14. Pablo Sandoval – SF
Also qualifies at 3B
R HR RBI SB AVG
79 25 90 5 .330
Kung-Fu Panda had a breakout season last year, posting great value in 3 categories and solid value in the other 2. I think that with the improvements made to the Giants’ lineup this offseason, he could potentially reach both 100 runs scored and 100 rbi. I think his average may fall back to earth slightly, but will probably still be above .300. Odds are that you’ll end up using him at 3B for any fantasy team you own him on, but the additional flexibility is nice as well.


15. Carlos Pena – TAM
R HR RBI SB AVG
91 39 100 3 .227
Man, that batting average sure is ugly. But underneath it is a batting average on balls in play that was well below his career BABIP. So there should be a little improvement on that front. My only concern for the 2010 season is how he has recovered from the broken wrist that ended his season in 2009. If he’s 100% healthy, I can see him very easily returning to 40+ homers and driving in 120 this coming season. But the risk is what drops him down this far on my rankings.

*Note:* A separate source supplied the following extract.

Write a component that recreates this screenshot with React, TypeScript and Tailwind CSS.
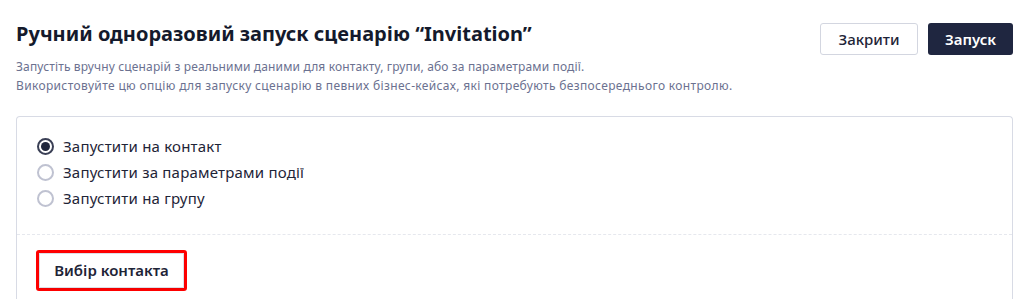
import React from "react";

function Radio({ checked, label }: { checked?: boolean; label: string }) {
  return (
    <label className="flex items-center gap-[9px] h-[26px] text-[15px] tracking-[0.2px] text-[#1e2437]">
      {checked ? (
        <span className="w-[17px] h-[17px] rounded-full border-[2px] border-[#3a3f55] flex items-center justify-center bg-white">
          <span className="w-[9px] h-[9px] rounded-full bg-[#20263c]" />
        </span>
      ) : (
        <span className="w-[17px] h-[17px] rounded-full border-[2px] border-[#bfc2d1] bg-white" />
      )}
      <span>{label}</span>
    </label>
  );
}

export default function App() {
  return (
    <div
      className="w-[1026px] h-[299px] overflow-hidden bg-white"
      style={{ fontFamily: "'Noto Sans', sans-serif" }}
    >
      <div className="flex justify-between pl-4 pr-[13px] pt-[23px]">
        <div>
          <h1 className="text-[20px] font-bold leading-[26px] text-[#141a2c] -mt-[2px]">
            Ручний одноразовий запуск сценарію “Invitation”
          </h1>
          <p className="mt-[10px] text-[12px] leading-[19px] text-[#6b7190]">
            <span className="tracking-[0.14px]">
              Запустіть вручну сценарій з реальними даними для контакту, групи, або за параметрами події.
            </span>
            <br />
            <span className="tracking-[0.35px]">
              Використовуйте цю опцію для запуску сценарію в певних бізнес-кейсах, які потребують безпосереднього контролю.
            </span>
          </p>
        </div>
        <div className="flex gap-[10px]">
          <button className="h-[32px] w-[98px] rounded-[3px] border border-[#d3d6e0] bg-white text-[15px] font-medium text-[#1e2437]">
            Закрити
          </button>
          <button className="h-[32px] w-[85px] rounded-[3px] bg-[#1f2640] text-[15px] font-semibold text-white">
            Запуск
          </button>
        </div>
      </div>
      <div className="mx-4 mr-[13px] mt-[21px] rounded-t-[4px] border border-b-0 border-[#d8dbe5] h-[200px]">
        <div className="pl-[20px] pt-[16px] pb-[23px] flex flex-col">
          <Radio checked label="Запустити на контакт" />
          <Radio label="Запустити за параметрами події" />
          <Radio label="Запустити на групу" />
        </div>
        <div className="border-t border-dashed border-[#e6e8ee] mx-0" />
        <div className="pl-[19px] pt-[15px]">
          <div className="inline-flex rounded-[3px] border-[3px] border-[#ff0000]">
            <button className="h-[35px] w-[145px] bg-white border border-[#dcdfe7] shadow-[0_1px_2px_rgba(0,0,0,0.08)] text-[15px] font-semibold text-[#1e2437]">
              Вибір контакта
            </button>
          </div>
        </div>
      </div>
    </div>
  );
}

Here’s the odd thing about the first base position. Even after the top 15, there are still definitely useful players if you don’t end up getting a top-tier guy early. You’ve got 20 home run hitters in Adam LaRoche (25), Paul Konerko (28), Billy Butler (21), Garrett Jones (21), Lance Berkman (25) Chris Davis (21), and Michael Cuddyer (32). You’ve got guys who drove in 80+ runs in Berkman (80), Todd Helton (86), Butler (93), Konerko (88), LaRoche (83), James Loney (90), and Cuddyer again (94). You’ve got .300 hitters in Helton (.325), Butler (.301), and Victor Martinez (.303). You even have a 10 steal guy in Garrett Jones. And that’s without even mentioning top-flight prospects like Justin Smoak (TEX) and Chris Carter (OAK).

My advice for this position is simple: Unless you’re getting one of the elite players (top 6 or so), you can probably wait, and see what your needs are as you progress through the draft. If you’re lacking power, it’s going to be there. If you’re looking for average, it’s going to be there too.